EXERCISE AIM: Write out the listing below in full and exactly, leaving out every picture.

-- START --

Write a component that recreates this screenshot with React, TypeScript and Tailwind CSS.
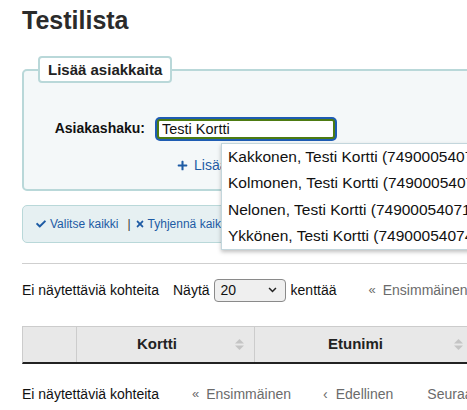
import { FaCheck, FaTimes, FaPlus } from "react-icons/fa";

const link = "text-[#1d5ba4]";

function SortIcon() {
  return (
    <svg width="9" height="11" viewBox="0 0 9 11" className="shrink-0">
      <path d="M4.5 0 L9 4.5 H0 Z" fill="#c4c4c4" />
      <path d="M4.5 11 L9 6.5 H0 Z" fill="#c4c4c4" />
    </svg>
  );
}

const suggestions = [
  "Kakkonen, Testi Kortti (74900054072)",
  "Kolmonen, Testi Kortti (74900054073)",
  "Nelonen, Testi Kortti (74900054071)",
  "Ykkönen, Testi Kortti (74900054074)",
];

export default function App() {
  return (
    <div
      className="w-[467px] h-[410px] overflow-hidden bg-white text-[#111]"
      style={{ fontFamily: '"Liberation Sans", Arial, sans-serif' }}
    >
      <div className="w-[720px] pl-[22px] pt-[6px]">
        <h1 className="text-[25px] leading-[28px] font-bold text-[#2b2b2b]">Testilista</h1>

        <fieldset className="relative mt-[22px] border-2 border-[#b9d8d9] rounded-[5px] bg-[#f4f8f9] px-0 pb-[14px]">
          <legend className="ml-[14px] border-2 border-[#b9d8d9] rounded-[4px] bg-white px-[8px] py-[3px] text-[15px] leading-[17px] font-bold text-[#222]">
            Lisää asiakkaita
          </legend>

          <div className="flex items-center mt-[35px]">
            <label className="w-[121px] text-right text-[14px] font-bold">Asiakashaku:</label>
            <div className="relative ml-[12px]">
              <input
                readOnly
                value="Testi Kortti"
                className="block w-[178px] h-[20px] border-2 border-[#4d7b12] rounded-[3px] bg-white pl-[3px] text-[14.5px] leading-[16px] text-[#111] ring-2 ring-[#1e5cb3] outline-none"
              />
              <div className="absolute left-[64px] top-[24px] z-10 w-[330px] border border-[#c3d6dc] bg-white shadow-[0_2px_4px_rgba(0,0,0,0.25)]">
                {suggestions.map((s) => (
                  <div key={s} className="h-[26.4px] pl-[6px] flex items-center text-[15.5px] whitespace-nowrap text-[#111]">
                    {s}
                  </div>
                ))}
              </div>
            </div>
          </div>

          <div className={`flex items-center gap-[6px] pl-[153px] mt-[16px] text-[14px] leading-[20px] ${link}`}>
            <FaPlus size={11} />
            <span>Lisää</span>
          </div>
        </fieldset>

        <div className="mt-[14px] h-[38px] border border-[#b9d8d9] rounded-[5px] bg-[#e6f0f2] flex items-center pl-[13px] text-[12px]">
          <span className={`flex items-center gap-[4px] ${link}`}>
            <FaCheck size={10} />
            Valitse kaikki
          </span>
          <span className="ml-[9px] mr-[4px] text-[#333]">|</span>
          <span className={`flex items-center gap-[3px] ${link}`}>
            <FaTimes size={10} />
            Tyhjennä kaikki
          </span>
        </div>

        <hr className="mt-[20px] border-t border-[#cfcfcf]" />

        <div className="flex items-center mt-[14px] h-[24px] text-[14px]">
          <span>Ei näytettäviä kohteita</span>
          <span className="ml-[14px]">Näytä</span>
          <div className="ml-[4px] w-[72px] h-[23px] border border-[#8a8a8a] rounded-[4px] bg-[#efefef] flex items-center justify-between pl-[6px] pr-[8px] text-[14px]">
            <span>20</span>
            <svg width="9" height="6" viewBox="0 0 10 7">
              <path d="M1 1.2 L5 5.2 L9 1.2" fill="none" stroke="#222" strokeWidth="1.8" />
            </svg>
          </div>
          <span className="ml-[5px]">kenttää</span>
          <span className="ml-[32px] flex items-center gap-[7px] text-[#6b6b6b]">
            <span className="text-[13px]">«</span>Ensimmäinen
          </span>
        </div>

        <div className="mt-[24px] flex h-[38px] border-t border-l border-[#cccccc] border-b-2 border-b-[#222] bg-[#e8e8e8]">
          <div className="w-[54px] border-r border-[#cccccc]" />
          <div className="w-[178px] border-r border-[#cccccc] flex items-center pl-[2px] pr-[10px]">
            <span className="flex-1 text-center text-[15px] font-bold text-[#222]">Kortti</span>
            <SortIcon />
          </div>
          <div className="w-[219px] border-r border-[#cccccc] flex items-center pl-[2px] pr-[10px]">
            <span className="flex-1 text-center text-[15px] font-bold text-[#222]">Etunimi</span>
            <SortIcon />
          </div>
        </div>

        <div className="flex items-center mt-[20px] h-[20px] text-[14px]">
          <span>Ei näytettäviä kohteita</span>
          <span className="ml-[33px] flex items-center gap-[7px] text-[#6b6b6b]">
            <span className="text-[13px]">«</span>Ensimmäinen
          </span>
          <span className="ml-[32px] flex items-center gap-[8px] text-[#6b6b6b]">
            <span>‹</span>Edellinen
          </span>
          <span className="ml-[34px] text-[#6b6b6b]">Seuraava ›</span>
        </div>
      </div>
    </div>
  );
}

-- END --

RESULT BELOW:
Write a component that recreates this screenshot with React, TypeScript and Tailwind CSS.
import { FaCheck, FaTimes, FaPlus } from "react-icons/fa";

const link = "text-[#1d5ba4]";

function SortIcon() {
  return (
    <svg width="9" height="11" viewBox="0 0 9 11" className="shrink-0">
      <path d="M4.5 0 L9 4.5 H0 Z" fill="#c4c4c4" />
      <path d="M4.5 11 L9 6.5 H0 Z" fill="#c4c4c4" />
    </svg>
  );
}

const suggestions = [
  "Kakkonen, Testi Kortti (74900054072)",
  "Kolmonen, Testi Kortti (74900054073)",
  "Nelonen, Testi Kortti (74900054071)",
  "Ykkönen, Testi Kortti (74900054074)",
];

export default function App() {
  return (
    <div
      className="w-[467px] h-[410px] overflow-hidden bg-white text-[#111]"
      style={{ fontFamily: '"Liberation Sans", Arial, sans-serif' }}
    >
      <div className="w-[720px] pl-[22px] pt-[6px]">
        <h1 className="text-[25px] leading-[28px] font-bold text-[#2b2b2b]">Testilista</h1>

        <fieldset className="relative mt-[22px] border-2 border-[#b9d8d9] rounded-[5px] bg-[#f4f8f9] px-0 pb-[14px]">
          <legend className="ml-[14px] border-2 border-[#b9d8d9] rounded-[4px] bg-white px-[8px] py-[3px] text-[15px] leading-[17px] font-bold text-[#222]">
            Lisää asiakkaita
          </legend>

          <div className="flex items-center mt-[35px]">
            <label className="w-[121px] text-right text-[14px] font-bold">Asiakashaku:</label>
            <div className="relative ml-[12px]">
              <input
                readOnly
                value="Testi Kortti"
                className="block w-[178px] h-[20px] border-2 border-[#4d7b12] rounded-[3px] bg-white pl-[3px] text-[14.5px] leading-[16px] text-[#111] ring-2 ring-[#1e5cb3] outline-none"
              />
              <div className="absolute left-[64px] top-[24px] z-10 w-[330px] border border-[#c3d6dc] bg-white shadow-[0_2px_4px_rgba(0,0,0,0.25)]">
                {suggestions.map((s) => (
                  <div key={s} className="h-[26.4px] pl-[6px] flex items-center text-[15.5px] whitespace-nowrap text-[#111]">
                    {s}
                  </div>
                ))}
              </div>
            </div>
          </div>

          <div className={`flex items-center gap-[6px] pl-[153px] mt-[16px] text-[14px] leading-[20px] ${link}`}>
            <FaPlus size={11} />
            <span>Lisää</span>
          </div>
        </fieldset>

        <div className="mt-[14px] h-[38px] border border-[#b9d8d9] rounded-[5px] bg-[#e6f0f2] flex items-center pl-[13px] text-[12px]">
          <span className={`flex items-center gap-[4px] ${link}`}>
            <FaCheck size={10} />
            Valitse kaikki
          </span>
          <span className="ml-[9px] mr-[4px] text-[#333]">|</span>
          <span className={`flex items-center gap-[3px] ${link}`}>
            <FaTimes size={10} />
            Tyhjennä kaikki
          </span>
        </div>

        <hr className="mt-[20px] border-t border-[#cfcfcf]" />

        <div className="flex items-center mt-[14px] h-[24px] text-[14px]">
          <span>Ei näytettäviä kohteita</span>
          <span className="ml-[14px]">Näytä</span>
          <div className="ml-[4px] w-[72px] h-[23px] border border-[#8a8a8a] rounded-[4px] bg-[#efefef] flex items-center justify-between pl-[6px] pr-[8px] text-[14px]">
            <span>20</span>
            <svg width="9" height="6" viewBox="0 0 10 7">
              <path d="M1 1.2 L5 5.2 L9 1.2" fill="none" stroke="#222" strokeWidth="1.8" />
            </svg>
          </div>
          <span className="ml-[5px]">kenttää</span>
          <span className="ml-[32px] flex items-center gap-[7px] text-[#6b6b6b]">
            <span className="text-[13px]">«</span>Ensimmäinen
          </span>
        </div>

        <div className="mt-[24px] flex h-[38px] border-t border-l border-[#cccccc] border-b-2 border-b-[#222] bg-[#e8e8e8]">
          <div className="w-[54px] border-r border-[#cccccc]" />
          <div className="w-[178px] border-r border-[#cccccc] flex items-center pl-[2px] pr-[10px]">
            <span className="flex-1 text-center text-[15px] font-bold text-[#222]">Kortti</span>
            <SortIcon />
          </div>
          <div className="w-[219px] border-r border-[#cccccc] flex items-center pl-[2px] pr-[10px]">
            <span className="flex-1 text-center text-[15px] font-bold text-[#222]">Etunimi</span>
            <SortIcon />
          </div>
        </div>

        <div className="flex items-center mt-[20px] h-[20px] text-[14px]">
          <span>Ei näytettäviä kohteita</span>
          <span className="ml-[33px] flex items-center gap-[7px] text-[#6b6b6b]">
            <span className="text-[13px]">«</span>Ensimmäinen
          </span>
          <span className="ml-[32px] flex items-center gap-[8px] text-[#6b6b6b]">
            <span>‹</span>Edellinen
          </span>
          <span className="ml-[34px] text-[#6b6b6b]">Seuraava ›</span>
        </div>
      </div>
    </div>
  );
}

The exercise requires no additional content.